A novela Espelhos Negros, o mais extenso dos dois textos coligidos no presente volume, foi publicada originalmente em 1951 e pode enquadrar-se no subgénero usualmente classificado como ficção científica ou “antecipação”. A acção, narrada por um solitário e distópico sobrevivente (“Há cinco anos que não vejo uma pessoa, e nunca me ralei com isso;”), decorre entre 1960 e 1962 no “deserto nuclear” europeu herdado de uma “Terceira Guerra Mundial”. O verbo narrar deve ser entendido em sentido abrangente e livre, pois a novela de Schmidt progride pela justaposição de fragmentos graficamente identificados (o Camilo José Cela de Ofício de Trevas 5 terá lido o alemão?) e compostos dos mais díspares materiais: imagens (de uma eficácia lírica e descritiva estonteante, aliás), diálogos, reflexões, problemas matemáticos, etc. No entusiástico prefácio, o tradutor Mário Gomes assinala, com justeza, “o grande paradoxo” desta escrita: “Quanto menos evidente for a metáfora, quanto mais difusa a imagem, maior o potencial de objectividade, maior a nitidez”.

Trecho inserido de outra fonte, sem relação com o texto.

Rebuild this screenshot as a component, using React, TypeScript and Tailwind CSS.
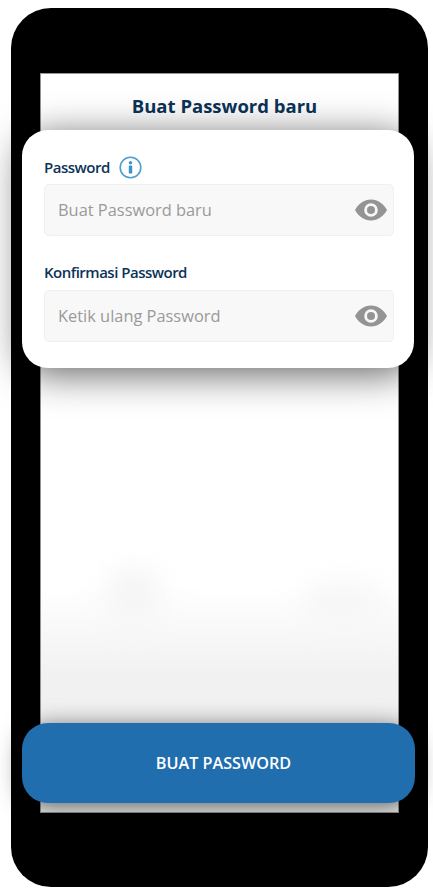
import React from "react";

function EyeIcon() {
  return (
    <svg width="32" height="22" viewBox="0 0 32 22" className="shrink-0">
      <path
        fillRule="evenodd"
        fill="#949494"
        d="M16 0.500C9 0.500 3.400 5 0 11 3.400 17 9 21.500 16 21.500S28.600 17 32 11C28.600 5 23 0.500 16 0.500zm0 3.700a6.800 6.800 0 1 1 0 13.600 6.800 6.800 0 0 1 0-13.600z"
      />
      <circle cx="16" cy="11" r="4" fill="#949494" />
    </svg>
  );
}

function InfoIcon() {
  return (
    <svg width="23" height="23" viewBox="0 0 23 23">
      <circle cx="11.500" cy="11.500" r="10.300" fill="none" stroke="#4a9fd0" strokeWidth="1.600" />
      <circle cx="11.500" cy="6.800" r="1.700" fill="#3b93cc" />
      <rect x="9.800" y="9.600" width="3.400" height="8" rx="0.500" fill="#3b93cc" />
    </svg>
  );
}

function PasswordField({ placeholder }: { placeholder: string }) {
  return (
    <div className="flex h-[52px] items-center justify-between rounded-[5px] border border-[#f0f0f0] bg-[#f8f8f8] pl-[13px] pr-[6px]">
      <span className="text-[16.400px] text-[#9a9a9a]">{placeholder}</span>
      <EyeIcon />
    </div>
  );
}

export default function App() {
  return (
    <div
      className="h-[893px] w-[433px] overflow-hidden bg-white pl-[11px] pt-[8px]"
      style={{ fontFamily: '"Open Sans", sans-serif' }}
    >
      {/* Phone frame */}
      <div className="h-[879px] w-[417px] rounded-[40px] bg-black pl-[29px] pt-[65px]">
        {/* Screen */}
        <div className="relative flex h-[740px] w-[359px] flex-col bg-white shadow-[inset_0_0_0_1px_#8f979c]">
          {/* blurred shapes behind the button */}
          <div className="absolute inset-px overflow-hidden">
            <div className="absolute inset-x-0 bottom-0 h-[225px] bg-gradient-to-b from-white to-[#f1f1f1] to-[40%]" />
            <div className="absolute left-[65px] top-[495px] h-[50px] w-[55px] rounded-full bg-[#f4f4f4] blur-[14px]" />
            <div className="absolute left-[265px] top-[510px] h-[35px] w-[75px] rounded-full bg-[#f5f5f5] blur-[14px]" />
          </div>

          <h1 className="relative h-[57px] pl-[10px] pt-[17px] text-center text-[18.500px] font-bold leading-[32px] text-[#0b3358]">
            Buat Password baru
          </h1>

          {/* Form card */}
          <div className="relative -ml-[18px] h-[238px] w-[392px] rounded-[26px] bg-white pl-[22px] pr-[20px] pt-[22px] shadow-[0_6px_38px_rgba(0,0,0,0.62)]">
            <div className="flex h-[32px] items-center gap-[9px] pb-[2px]">
              <span className="text-[15px] font-semibold tracking-[-0.500px] text-[#0b3358]">Password</span>
              <InfoIcon />
            </div>
            <PasswordField placeholder="Buat Password baru" />
            <div className="mt-[21px] flex h-[33px] items-center pb-[2px]">
              <span className="text-[15px] font-semibold tracking-[-0.500px] text-[#0b3358]">Konfirmasi Password</span>
            </div>
            <PasswordField placeholder="Ketik ulang Password" />
          </div>

          {/* Submit button */}
          <div className="relative -ml-[18px] mb-[10px] mt-auto flex h-[80px] w-[393px] items-center justify-center rounded-[26px] bg-[#206eae] pl-[10px] shadow-[0_4px_24px_rgba(0,0,0,0.62)]">
            <span className="text-[16.200px] font-semibold text-white">BUAT PASSWORD</span>
          </div>
        </div>
      </div>
    </div>
  );
}
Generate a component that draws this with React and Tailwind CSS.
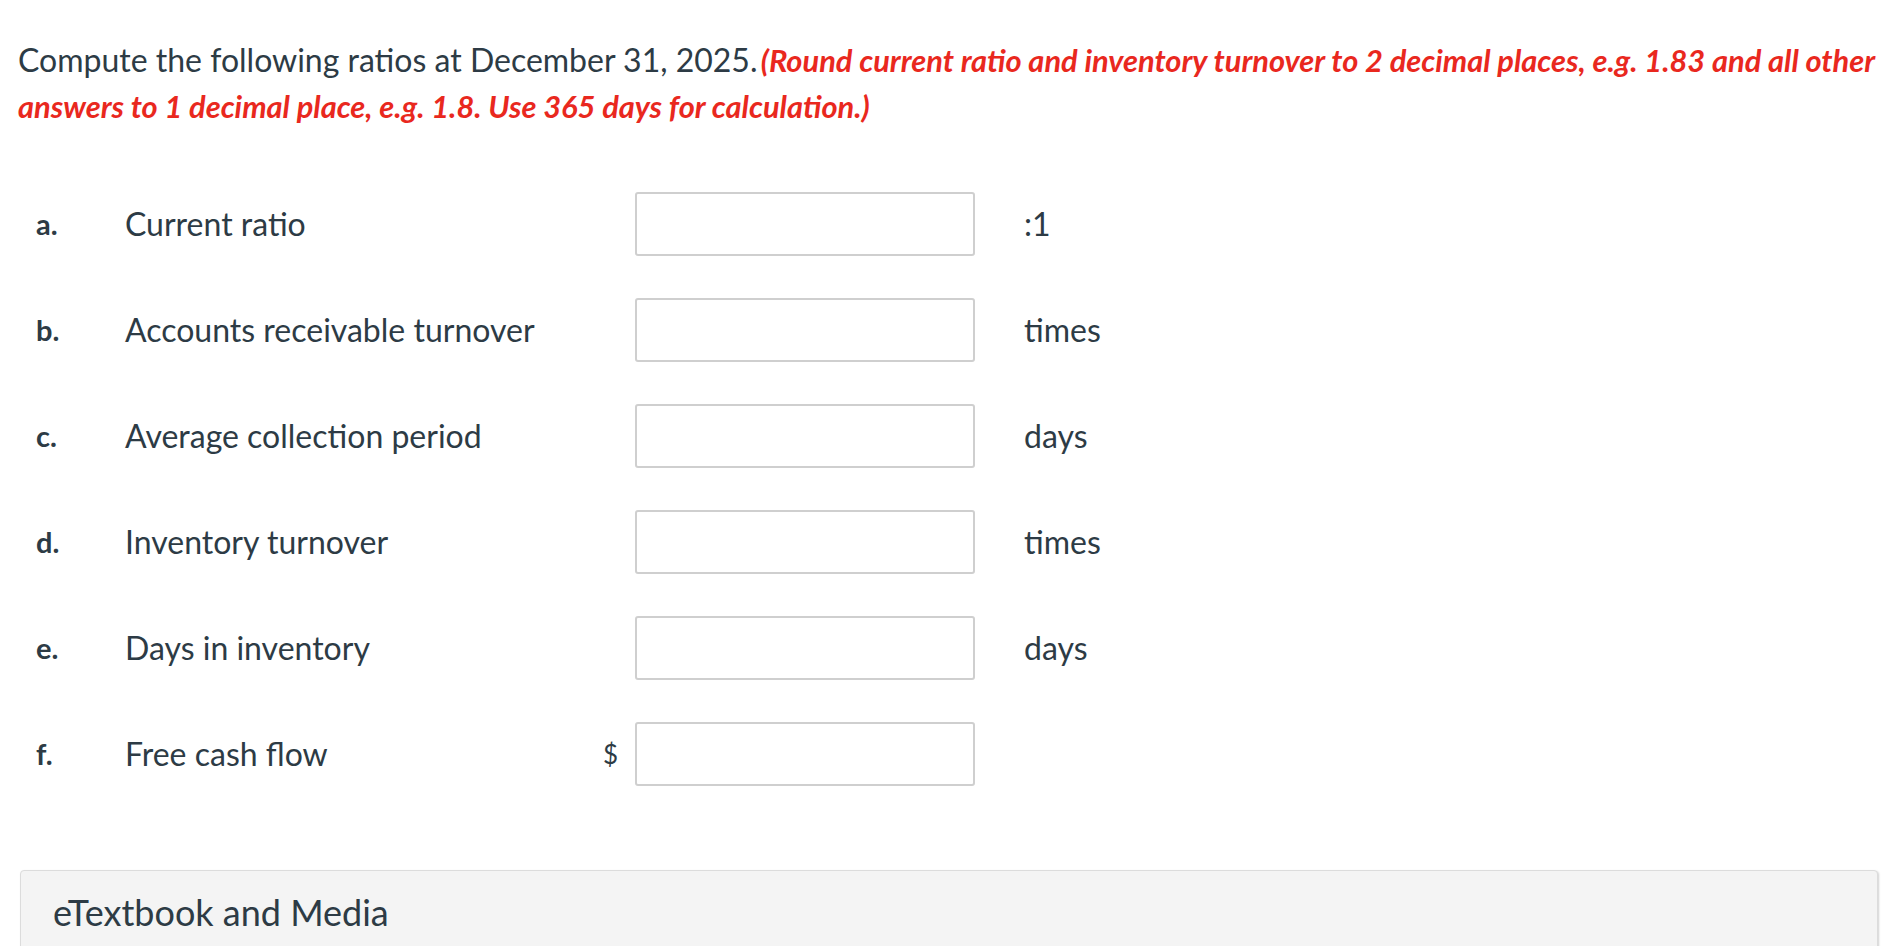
import React from 'react';

// Ratio rows shown in the exercise
const rows = [
  { letter: 'a.', label: 'Current ratio', unit: ':1' },
  { letter: 'b.', label: 'Accounts receivable turnover', unit: 'times' },
  { letter: 'c.', label: 'Average collection period', unit: 'days' },
  { letter: 'd.', label: 'Inventory turnover', unit: 'times' },
  { letter: 'e.', label: 'Days in inventory', unit: 'days' },
  { letter: 'f.', label: 'Free cash flow', unit: '', dollar: true },
];

const RatioRow = ({ letter, label, unit, dollar }) => (
  <div className="flex items-center h-[64px]">
    <span className="w-[89px] font-bold text-[29px]">{letter}</span>
    <span className="w-[478px] text-[32px]">{label}</span>
    <span className="w-[32px] text-[26px]">{dollar ? '$' : ''}</span>
    <input
      type="text"
      className="w-[340px] h-[64px] border-2 border-[#cfcfcf] rounded-[3px] bg-white outline-none"
    />
    <span className="ml-[49px] text-[32px]">{unit}</span>
  </div>
);

export default function App() {
  return (
    <div className="min-h-screen bg-white text-[#2d3b45] font-['Lato','Liberation_Sans',sans-serif] pl-[18px] pr-[26px] overflow-hidden">
      <p className="pt-[37px] text-[32px] leading-[46px] whitespace-nowrap">
        Compute the following ratios at December 31, 2025.{' '}
        <span className="ml-[-5px] text-[#e9281e] font-bold italic text-[30.8px] leading-[30px]">
          (Round current ratio and inventory turnover to 2 decimal places, e.g. 1.83 and all other
          <br />
          answers to 1 decimal place, e.g. 1.8. Use 365 days for calculation.)
        </span>
      </p>

      <div className="mt-[63px] pl-[18px] flex flex-col gap-[42px]">
        {rows.map((row) => (
          <RatioRow key={row.letter} {...row} />
        ))}
      </div>

      <div className="mt-[84px] ml-[2px] h-[120px] bg-[#f4f4f4] border border-[#dcdcdc] rounded-[4px] shadow-[1px_1px_2px_rgba(0,0,0,0.18)] px-[32px] pt-[22px]">
        <span className="text-[36px] leading-[38px]">eTextbook and Media</span>
      </div>
    </div>
  );
}
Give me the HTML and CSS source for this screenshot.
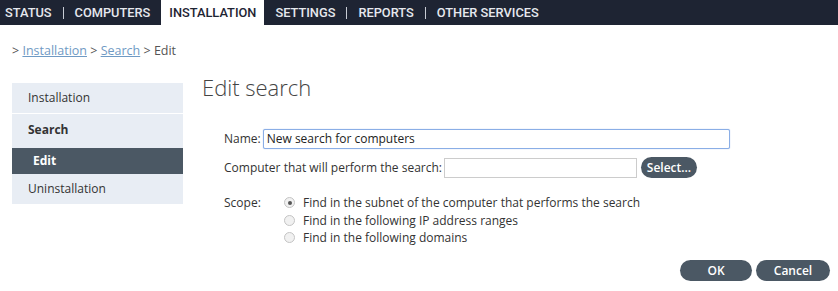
FILE: index.html
```html
<!DOCTYPE html>
<html lang="en">

<head>
    <meta charset="UTF-8">
    <title>Edit search</title>
    <link rel="stylesheet" href="styles.css">
</head>

<body>
    <!-- Top menu -->
    <div class="topnav">
        <a class="tab first">STATUS</a><span class="sep"></span>
        <a class="tab">COMPUTERS</a>
        <a class="tab active">INSTALLATION</a>
        <a class="tab">SETTINGS</a><span class="sep"></span>
        <a class="tab">REPORTS</a><span class="sep"></span>
        <a class="tab">OTHER SERVICES</a>
    </div>

    <div class="breadcrumb">
        &gt; <a href="#">Installation</a> &gt; <a href="#">Search</a> &gt; Edit
    </div>

    <div class="page">
        <!-- Side menu -->
        <div class="sidemenu">
            <div class="item">Installation</div>
            <div class="item bold">Search</div>
            <div class="item sub">Edit</div>
            <div class="item">Uninstallation</div>
        </div>

        <div class="content">
            <h1>Edit search</h1>

            <div class="row">
                <label>Name:</label>
                <input class="name-input" type="text" value="New search for computers">
            </div>
            <div class="row">
                <label>Computer that will perform the search:</label>
                <input class="computer-input" type="text">
                <button class="btn small">Select...</button>
            </div>

            <div class="scope">
                <span class="scope-label">Scope:</span>
                <div class="options">
                    <label><span class="radio checked"></span>Find in the subnet of the computer that performs the search</label>
                    <label><span class="radio"></span>Find in the following IP address ranges</label>
                    <label><span class="radio"></span>Find in the following domains</label>
                </div>
            </div>

            <div class="actions">
                <button class="btn">OK</button>
                <button class="btn">Cancel</button>
            </div>
        </div>
    </div>
</body>

</html>
```

FILE: styles.css
```css
body {
    font-family: "Open Sans", "Liberation Sans", sans-serif;
    font-size: 12px;
    color: #333;
    background: #fff;
    margin: 0;
}

.topnav {
    display: flex;
    align-items: center;
    height: 25px;
    background: #1e2433;
}

.tab {
    font-family: Roboto, sans-serif;
    font-weight: 500;
    color: #e6e8ee;
    font-size: 12.8px;
    padding: 0 11px;
    line-height: 25px;
}

.tab.first {
    padding-left: 5px;
}

.tab.active {
    background: #fff;
    color: #1e2433;
    padding: 0 8px;
}

.sep {
    width: 1px;
    height: 12px;
    background: #c8ccd4;
}

.breadcrumb {
    padding: 17px 0 0 12px;
    height: 41px;
    line-height: 17px;
    color: #555;
    font-size: 12.5px;
}

.breadcrumb a {
    color: #6f9ac4;
}

.page {
    display: flex;
    align-items: flex-start;
    padding-left: 12px;
}

.sidemenu {
    width: 171px;
    background: #e8edf4;
}

.sidemenu .item {
    height: 30px;
    line-height: 30px;
    padding-left: 16px;
    border-bottom: 1px solid #fff;
    color: #333;
}

.sidemenu .item:last-child {
    border-bottom: none;
}

.sidemenu .bold {
    font-weight: bold;
    height: 34px;
    line-height: 32px;
    border-bottom: none;
}

.sidemenu .sub {
    background: #4b5864;
    color: #fff;
    font-weight: bold;
    height: 26px;
    line-height: 25px;
    padding-left: 21px;
    border-bottom: none;
}

.content {
    flex: 1;
    padding-left: 19px;
    padding-right: 8px;
}

h1 {
    font-weight: 300;
    font-size: 22px;
    line-height: 30px;
    color: #444;
    margin: -11px 0 26px 0;
}

.row {
    display: flex;
    align-items: center;
    height: 21px;
    margin-left: 22px;
    margin-bottom: 8px;
}

.row label {
    margin-right: 2px;
}

input {
    font-family: inherit;
    font-size: 12px;
    height: 20px;
    box-sizing: border-box;
    border: 1px solid #ccc;
    padding: 0 3px;
    color: #222;
}

.name-input {
    width: 467px;
    border: 1px solid #8aaee6;
    border-radius: 2px;
    box-shadow: 0 0 1px #8aaee6;
}

.computer-input {
    width: 193px;
}

.btn {
    font-family: inherit;
    font-size: 12px;
    font-weight: 600;
    color: #fff;
    background: #4b5864;
    border: none;
    border-radius: 11px;
    height: 21px;
    padding: 0 8px;
}

.btn.small {
    margin-left: 4px;
    width: 56px;
    padding: 0;
}

.scope {
    display: flex;
    margin-left: 22px;
    margin-top: 16px;
}

.scope-label {
    width: 60px;
    line-height: 17.5px;
}

.options label {
    display: flex;
    align-items: center;
    height: 17.5px;
}

.radio {
    width: 9px;
    height: 9px;
    border: 1px solid #c4c4c4;
    border-radius: 50%;
    background: #f1f1f1;
    margin-right: 8px;
    position: relative;
}

.radio.checked::after {
    content: "";
    position: absolute;
    left: 2.5px;
    top: 2.5px;
    width: 4px;
    height: 4px;
    border-radius: 50%;
    background: #555;
}

.actions {
    display: flex;
    justify-content: flex-end;
    gap: 4px;
    margin-top: 13px;
}

.actions .btn {
    width: 72px;
}

.actions .btn:last-child {
    width: 74px;
}
```
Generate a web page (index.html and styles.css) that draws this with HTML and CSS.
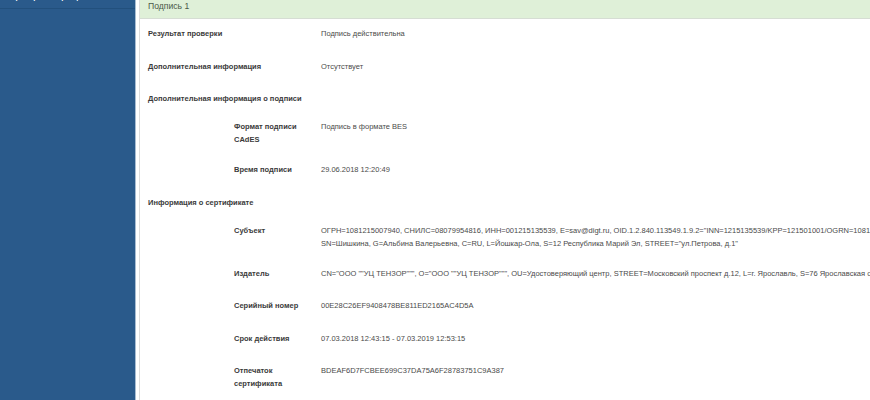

O conto Leviatã, o primeiro texto ficcional publicado por Schmidt, em 1949, alegoriza o pessimismo do autor, através das anotações de um soldado alemão que, em companhia vária e derrotada (“A criança doente florescia perigosamente como uma rosa. Aí: mais lento. Fim. Ora pois. […] E os olhos deles brilhavam como as janelas de um manicómio em chamas.”), tenta escapar ao avanço do Exército Vermelho, num comboio munido de um “arrebenta-travessas” que vai levantando os carris à medida que avança. No fim há uma ponte em ruínas. Como diz o narrador de Espelhos Negros: “[…] no fim hei-de ficar sozinho com o Leviatã (ou até transformar-me eu nele)”.